In assembling a creative team that included Valérie Hermann, formerly the president and chief executive of Yves Saint Laurent, Mr. Krakoff invited complaints of dilettantism. As Cathy Horyn put it in a review in The New York Times, Ms. Hermann “will leave her dream job to run the vanity label of Reed Krakoff, the creative director of Coach, whose one dream is apparently to be successful.”

The comments stung. They were reflected in what was widely considered a poor retail performance. Coach declined to provide sales figures. Looking back, Mr. Krakoff acknowledged that he flailed at first. “Those earlier collections were just me, trying a lot of things,” he said. “Sometimes they became too forced.”

There are signs, though, that Mr. Krakoff is loosening up. His spring 2014 collection was compelling, said Mr. Burke, the retail consultant. “There were plenty of luxurious silks, cashmeres and leathers that were sophisticated and modern, but not stiff,” he said.
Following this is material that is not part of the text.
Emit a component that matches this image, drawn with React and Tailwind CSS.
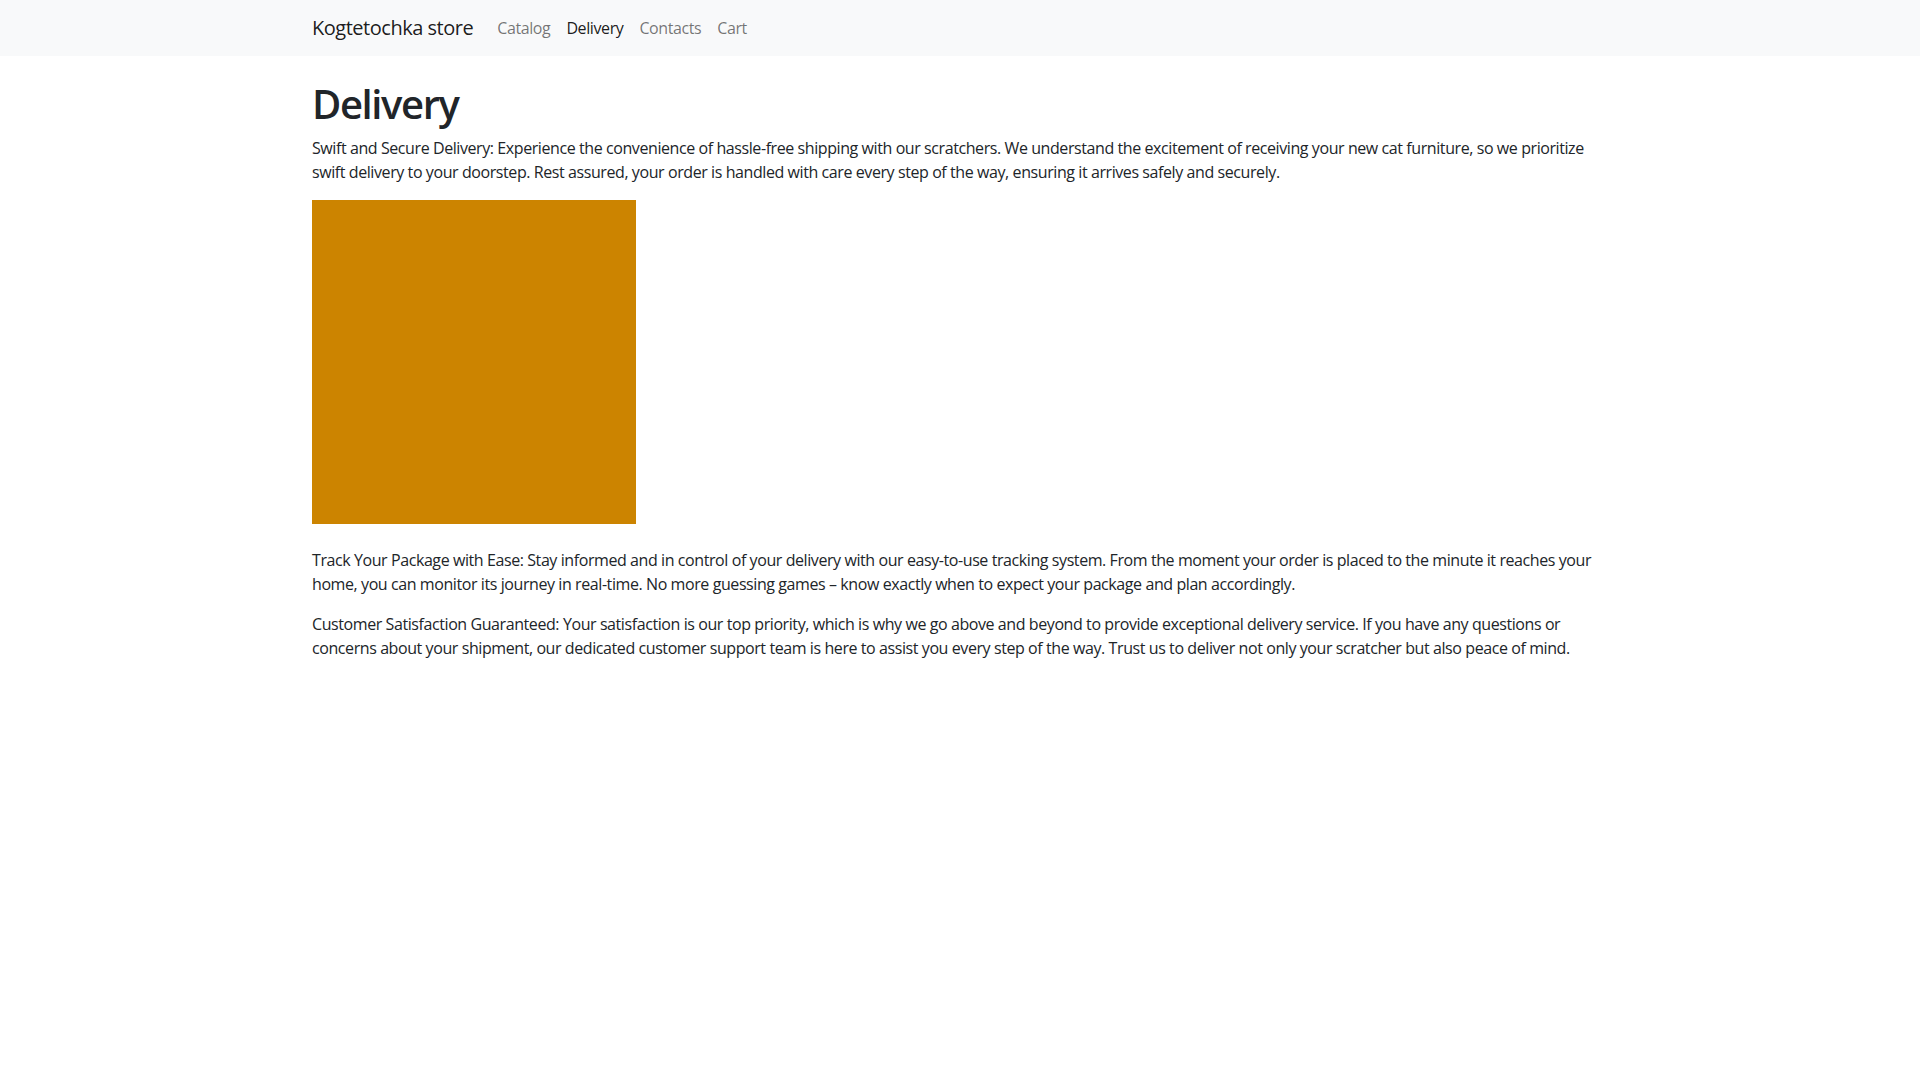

Milton Pedraza, the chief executive of the Luxury Institute, a brand consulting firm, chalked up Mr. Krakoff’s bumpy ride to growing pains. “The experience of having some pushback is part of a designer’s maturation process,” he said. “I don’t think he’s been damaged by any of this.”

Certainly, Mr. Krakoff has toughened. “To get on this business,” he allowed the other day, “you need a really thick skin.”

“You need to think it doesn’t matter what other people think,” he continued, “to believe that you can invent something that’s nonnegotiable.”

And then, like a gridiron hero, to run with it.